--- OBJECTIVE ---
Gather the lines from the material that contain "components".

--- DATA SHOWN ---

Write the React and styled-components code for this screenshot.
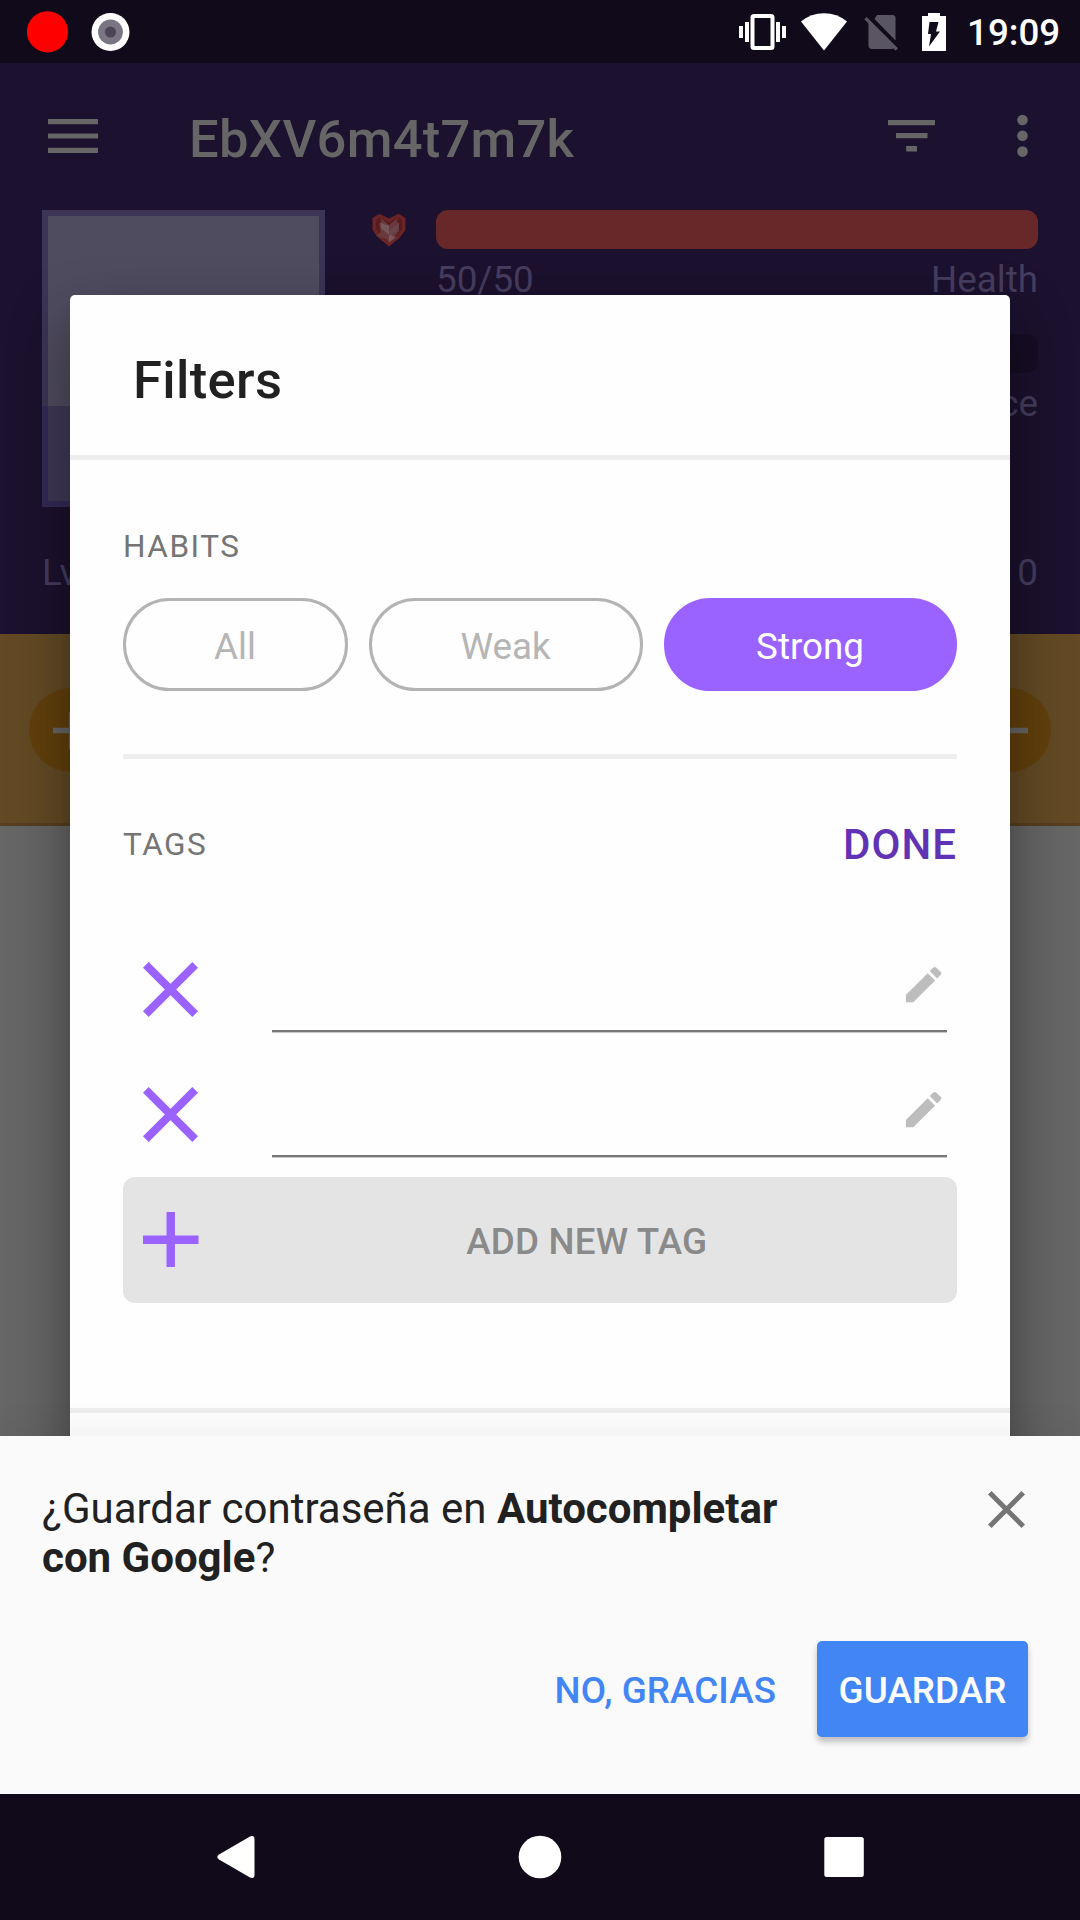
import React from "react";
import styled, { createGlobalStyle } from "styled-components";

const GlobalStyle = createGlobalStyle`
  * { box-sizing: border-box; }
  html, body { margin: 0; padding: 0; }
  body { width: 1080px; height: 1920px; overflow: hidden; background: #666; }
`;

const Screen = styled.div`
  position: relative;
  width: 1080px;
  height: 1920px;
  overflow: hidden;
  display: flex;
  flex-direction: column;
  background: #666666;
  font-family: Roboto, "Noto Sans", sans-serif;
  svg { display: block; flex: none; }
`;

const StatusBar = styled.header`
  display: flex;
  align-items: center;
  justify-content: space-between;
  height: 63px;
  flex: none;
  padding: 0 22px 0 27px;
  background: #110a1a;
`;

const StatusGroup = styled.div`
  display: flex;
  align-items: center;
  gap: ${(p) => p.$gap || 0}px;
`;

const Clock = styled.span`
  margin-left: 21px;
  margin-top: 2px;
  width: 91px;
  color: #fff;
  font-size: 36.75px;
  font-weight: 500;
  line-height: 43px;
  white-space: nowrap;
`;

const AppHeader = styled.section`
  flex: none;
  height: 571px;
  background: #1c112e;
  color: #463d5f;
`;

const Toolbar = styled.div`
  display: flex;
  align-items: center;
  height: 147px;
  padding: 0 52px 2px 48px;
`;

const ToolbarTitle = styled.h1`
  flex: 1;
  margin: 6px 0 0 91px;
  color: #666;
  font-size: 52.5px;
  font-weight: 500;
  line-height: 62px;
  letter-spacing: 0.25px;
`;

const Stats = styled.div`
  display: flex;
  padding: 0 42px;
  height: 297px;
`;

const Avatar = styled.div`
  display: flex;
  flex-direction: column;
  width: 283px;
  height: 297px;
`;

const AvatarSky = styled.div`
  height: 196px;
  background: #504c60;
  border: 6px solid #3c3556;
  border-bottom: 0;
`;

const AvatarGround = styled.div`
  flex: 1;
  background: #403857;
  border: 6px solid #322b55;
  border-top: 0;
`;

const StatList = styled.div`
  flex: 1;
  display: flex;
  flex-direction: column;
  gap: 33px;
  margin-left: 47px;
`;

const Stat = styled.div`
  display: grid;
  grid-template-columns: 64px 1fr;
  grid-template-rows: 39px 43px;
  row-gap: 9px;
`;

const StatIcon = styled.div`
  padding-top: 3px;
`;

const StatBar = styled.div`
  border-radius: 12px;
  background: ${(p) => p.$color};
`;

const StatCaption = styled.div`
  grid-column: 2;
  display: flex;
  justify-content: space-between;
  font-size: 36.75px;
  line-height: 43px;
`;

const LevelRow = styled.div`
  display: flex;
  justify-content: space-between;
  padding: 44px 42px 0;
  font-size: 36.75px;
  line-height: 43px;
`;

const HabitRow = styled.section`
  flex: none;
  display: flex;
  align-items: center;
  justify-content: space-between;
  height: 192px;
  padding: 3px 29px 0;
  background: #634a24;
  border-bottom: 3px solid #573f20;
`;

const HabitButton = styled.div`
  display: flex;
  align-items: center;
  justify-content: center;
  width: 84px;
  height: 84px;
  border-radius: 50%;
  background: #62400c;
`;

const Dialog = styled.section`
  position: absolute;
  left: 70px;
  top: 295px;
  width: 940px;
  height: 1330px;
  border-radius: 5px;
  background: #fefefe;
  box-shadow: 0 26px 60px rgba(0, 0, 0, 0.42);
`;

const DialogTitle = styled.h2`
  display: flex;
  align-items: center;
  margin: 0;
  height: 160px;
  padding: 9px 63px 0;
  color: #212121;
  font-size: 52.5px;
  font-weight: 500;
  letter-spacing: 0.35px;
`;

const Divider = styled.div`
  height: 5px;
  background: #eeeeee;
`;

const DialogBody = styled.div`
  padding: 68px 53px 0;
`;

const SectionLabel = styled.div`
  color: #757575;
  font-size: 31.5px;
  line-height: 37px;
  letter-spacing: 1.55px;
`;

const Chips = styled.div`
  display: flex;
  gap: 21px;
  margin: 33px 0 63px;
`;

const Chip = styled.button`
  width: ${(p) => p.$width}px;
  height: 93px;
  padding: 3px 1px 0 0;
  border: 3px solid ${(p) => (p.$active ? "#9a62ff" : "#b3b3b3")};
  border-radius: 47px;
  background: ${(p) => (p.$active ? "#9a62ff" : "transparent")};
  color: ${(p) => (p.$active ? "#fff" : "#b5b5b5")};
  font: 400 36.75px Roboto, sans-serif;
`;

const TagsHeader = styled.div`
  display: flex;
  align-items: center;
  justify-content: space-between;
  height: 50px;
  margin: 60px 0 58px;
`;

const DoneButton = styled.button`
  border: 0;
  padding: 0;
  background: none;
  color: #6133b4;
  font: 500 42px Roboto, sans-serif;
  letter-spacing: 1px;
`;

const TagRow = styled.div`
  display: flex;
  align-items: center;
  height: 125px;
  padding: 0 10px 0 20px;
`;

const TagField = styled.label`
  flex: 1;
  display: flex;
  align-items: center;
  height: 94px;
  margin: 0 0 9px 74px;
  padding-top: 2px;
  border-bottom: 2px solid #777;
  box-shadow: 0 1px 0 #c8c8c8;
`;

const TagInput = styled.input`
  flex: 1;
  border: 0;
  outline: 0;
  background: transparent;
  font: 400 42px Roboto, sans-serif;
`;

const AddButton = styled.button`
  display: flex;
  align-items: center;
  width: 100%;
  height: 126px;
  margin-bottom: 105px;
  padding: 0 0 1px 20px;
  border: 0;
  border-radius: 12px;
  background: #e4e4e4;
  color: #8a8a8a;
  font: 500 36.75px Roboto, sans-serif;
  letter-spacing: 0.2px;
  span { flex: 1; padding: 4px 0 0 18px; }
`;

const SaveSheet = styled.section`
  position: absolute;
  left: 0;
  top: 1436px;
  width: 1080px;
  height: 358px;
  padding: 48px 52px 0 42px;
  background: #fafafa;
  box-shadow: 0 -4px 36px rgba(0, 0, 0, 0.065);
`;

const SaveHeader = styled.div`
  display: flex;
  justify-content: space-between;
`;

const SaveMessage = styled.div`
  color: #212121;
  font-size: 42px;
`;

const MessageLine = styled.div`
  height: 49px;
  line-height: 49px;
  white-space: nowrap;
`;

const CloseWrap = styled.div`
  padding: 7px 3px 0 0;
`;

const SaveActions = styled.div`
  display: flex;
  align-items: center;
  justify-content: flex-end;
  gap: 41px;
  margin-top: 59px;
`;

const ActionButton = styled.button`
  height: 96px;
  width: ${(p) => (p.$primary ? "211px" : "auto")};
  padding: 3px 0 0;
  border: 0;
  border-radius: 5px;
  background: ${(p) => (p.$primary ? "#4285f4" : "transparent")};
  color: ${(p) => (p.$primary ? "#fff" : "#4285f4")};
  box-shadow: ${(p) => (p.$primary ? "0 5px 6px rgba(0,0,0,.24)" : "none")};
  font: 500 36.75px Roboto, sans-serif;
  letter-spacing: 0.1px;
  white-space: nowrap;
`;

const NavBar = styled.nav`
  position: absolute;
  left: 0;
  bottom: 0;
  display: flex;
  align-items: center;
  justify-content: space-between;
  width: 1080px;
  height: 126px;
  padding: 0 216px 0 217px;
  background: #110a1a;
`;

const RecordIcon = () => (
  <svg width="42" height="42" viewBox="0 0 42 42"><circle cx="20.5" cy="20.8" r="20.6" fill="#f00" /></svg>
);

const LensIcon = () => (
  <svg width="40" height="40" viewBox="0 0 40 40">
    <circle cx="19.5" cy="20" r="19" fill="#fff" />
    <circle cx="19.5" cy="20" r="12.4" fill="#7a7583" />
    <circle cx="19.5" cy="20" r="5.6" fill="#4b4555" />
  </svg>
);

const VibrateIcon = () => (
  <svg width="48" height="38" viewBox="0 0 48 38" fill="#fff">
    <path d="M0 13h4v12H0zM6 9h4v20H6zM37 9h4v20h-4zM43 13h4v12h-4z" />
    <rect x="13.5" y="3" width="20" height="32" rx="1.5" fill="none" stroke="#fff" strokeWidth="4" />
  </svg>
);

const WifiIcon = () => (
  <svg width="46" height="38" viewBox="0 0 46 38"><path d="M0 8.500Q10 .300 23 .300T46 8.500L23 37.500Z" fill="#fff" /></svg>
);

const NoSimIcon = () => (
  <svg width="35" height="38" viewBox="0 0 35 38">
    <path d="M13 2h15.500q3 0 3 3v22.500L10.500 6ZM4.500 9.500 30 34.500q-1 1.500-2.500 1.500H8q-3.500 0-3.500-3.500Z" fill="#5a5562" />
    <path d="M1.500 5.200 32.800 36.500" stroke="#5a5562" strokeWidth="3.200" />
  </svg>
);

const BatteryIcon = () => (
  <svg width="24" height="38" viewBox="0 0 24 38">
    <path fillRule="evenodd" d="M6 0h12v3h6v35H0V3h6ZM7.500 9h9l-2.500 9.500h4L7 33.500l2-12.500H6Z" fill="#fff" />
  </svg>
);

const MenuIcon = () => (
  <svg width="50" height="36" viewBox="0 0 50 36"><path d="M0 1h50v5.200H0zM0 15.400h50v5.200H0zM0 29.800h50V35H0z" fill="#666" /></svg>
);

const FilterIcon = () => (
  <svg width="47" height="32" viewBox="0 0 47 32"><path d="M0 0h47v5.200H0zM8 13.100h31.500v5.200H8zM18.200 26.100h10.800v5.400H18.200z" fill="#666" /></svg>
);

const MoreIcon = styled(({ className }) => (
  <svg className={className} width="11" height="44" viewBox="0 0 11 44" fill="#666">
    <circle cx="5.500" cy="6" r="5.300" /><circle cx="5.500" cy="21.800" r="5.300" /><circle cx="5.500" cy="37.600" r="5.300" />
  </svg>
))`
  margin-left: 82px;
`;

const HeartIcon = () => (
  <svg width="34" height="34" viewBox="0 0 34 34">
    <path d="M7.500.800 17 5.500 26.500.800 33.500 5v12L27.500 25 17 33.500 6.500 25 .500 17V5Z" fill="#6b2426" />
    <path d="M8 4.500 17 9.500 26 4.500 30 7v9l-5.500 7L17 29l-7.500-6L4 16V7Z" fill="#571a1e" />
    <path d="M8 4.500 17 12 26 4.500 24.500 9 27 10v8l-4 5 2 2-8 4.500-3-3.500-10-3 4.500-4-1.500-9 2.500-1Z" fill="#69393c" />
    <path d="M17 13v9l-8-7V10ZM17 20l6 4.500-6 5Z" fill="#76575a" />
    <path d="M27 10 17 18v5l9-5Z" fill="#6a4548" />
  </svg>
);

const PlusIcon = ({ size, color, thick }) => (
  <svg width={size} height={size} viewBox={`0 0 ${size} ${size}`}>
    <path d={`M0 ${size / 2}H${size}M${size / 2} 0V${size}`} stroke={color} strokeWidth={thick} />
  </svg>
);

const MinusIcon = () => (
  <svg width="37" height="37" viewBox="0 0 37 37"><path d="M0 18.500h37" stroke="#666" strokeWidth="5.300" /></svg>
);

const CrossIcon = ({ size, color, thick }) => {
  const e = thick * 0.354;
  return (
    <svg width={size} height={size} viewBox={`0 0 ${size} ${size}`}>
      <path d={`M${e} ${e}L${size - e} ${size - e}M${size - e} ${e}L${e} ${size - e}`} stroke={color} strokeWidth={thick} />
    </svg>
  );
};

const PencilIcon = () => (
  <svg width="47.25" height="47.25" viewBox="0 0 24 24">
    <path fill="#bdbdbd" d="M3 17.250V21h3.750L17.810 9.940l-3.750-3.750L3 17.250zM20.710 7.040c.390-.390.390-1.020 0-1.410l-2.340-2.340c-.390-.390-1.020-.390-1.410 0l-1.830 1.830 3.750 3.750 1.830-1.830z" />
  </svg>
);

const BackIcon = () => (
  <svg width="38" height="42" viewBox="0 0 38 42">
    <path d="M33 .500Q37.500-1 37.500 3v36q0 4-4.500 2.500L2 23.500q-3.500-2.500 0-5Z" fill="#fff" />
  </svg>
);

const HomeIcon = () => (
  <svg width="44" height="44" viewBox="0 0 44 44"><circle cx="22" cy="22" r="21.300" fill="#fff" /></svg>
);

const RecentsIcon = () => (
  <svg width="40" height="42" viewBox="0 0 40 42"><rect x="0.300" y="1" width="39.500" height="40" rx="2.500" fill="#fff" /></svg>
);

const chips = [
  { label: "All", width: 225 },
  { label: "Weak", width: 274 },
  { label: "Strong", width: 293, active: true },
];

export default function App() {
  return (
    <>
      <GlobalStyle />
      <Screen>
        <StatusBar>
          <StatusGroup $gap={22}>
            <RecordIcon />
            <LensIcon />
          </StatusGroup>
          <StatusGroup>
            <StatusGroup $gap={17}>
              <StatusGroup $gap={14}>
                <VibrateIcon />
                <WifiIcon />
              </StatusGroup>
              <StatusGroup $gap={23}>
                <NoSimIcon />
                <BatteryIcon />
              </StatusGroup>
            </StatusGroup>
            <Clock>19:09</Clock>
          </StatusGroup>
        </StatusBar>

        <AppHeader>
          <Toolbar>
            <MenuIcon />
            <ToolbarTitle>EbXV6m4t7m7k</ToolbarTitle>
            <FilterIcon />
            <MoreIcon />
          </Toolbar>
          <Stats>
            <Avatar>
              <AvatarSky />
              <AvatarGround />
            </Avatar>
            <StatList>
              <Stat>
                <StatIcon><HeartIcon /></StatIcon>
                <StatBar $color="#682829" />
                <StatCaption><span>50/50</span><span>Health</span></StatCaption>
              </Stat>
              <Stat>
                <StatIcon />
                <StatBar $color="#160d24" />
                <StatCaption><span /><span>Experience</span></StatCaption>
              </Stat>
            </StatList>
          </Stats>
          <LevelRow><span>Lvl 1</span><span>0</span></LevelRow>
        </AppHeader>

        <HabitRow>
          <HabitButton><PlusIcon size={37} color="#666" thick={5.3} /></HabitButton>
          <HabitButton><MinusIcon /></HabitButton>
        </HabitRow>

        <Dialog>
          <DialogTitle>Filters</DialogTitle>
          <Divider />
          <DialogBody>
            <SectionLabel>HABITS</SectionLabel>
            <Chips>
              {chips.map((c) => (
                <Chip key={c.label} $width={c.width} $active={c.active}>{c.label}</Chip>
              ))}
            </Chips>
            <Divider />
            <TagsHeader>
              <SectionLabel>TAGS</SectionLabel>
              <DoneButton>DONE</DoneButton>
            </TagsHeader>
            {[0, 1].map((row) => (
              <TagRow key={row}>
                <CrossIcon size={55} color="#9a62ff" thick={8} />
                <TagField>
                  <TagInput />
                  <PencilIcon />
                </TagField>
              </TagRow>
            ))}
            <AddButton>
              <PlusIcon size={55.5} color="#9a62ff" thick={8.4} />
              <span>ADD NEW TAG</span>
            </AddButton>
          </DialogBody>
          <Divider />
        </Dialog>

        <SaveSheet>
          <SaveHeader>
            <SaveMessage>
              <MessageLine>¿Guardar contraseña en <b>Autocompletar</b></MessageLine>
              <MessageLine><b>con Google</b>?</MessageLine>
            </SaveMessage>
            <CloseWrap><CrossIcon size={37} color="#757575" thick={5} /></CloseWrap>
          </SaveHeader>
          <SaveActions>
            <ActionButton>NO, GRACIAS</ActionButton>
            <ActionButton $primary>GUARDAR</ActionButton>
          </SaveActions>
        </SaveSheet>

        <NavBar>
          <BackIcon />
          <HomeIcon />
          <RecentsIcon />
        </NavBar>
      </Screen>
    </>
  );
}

--- CORRECT OUTPUT ---
Write the React and styled-components code for this screenshot.
import styled, { createGlobalStyle } from "styled-components";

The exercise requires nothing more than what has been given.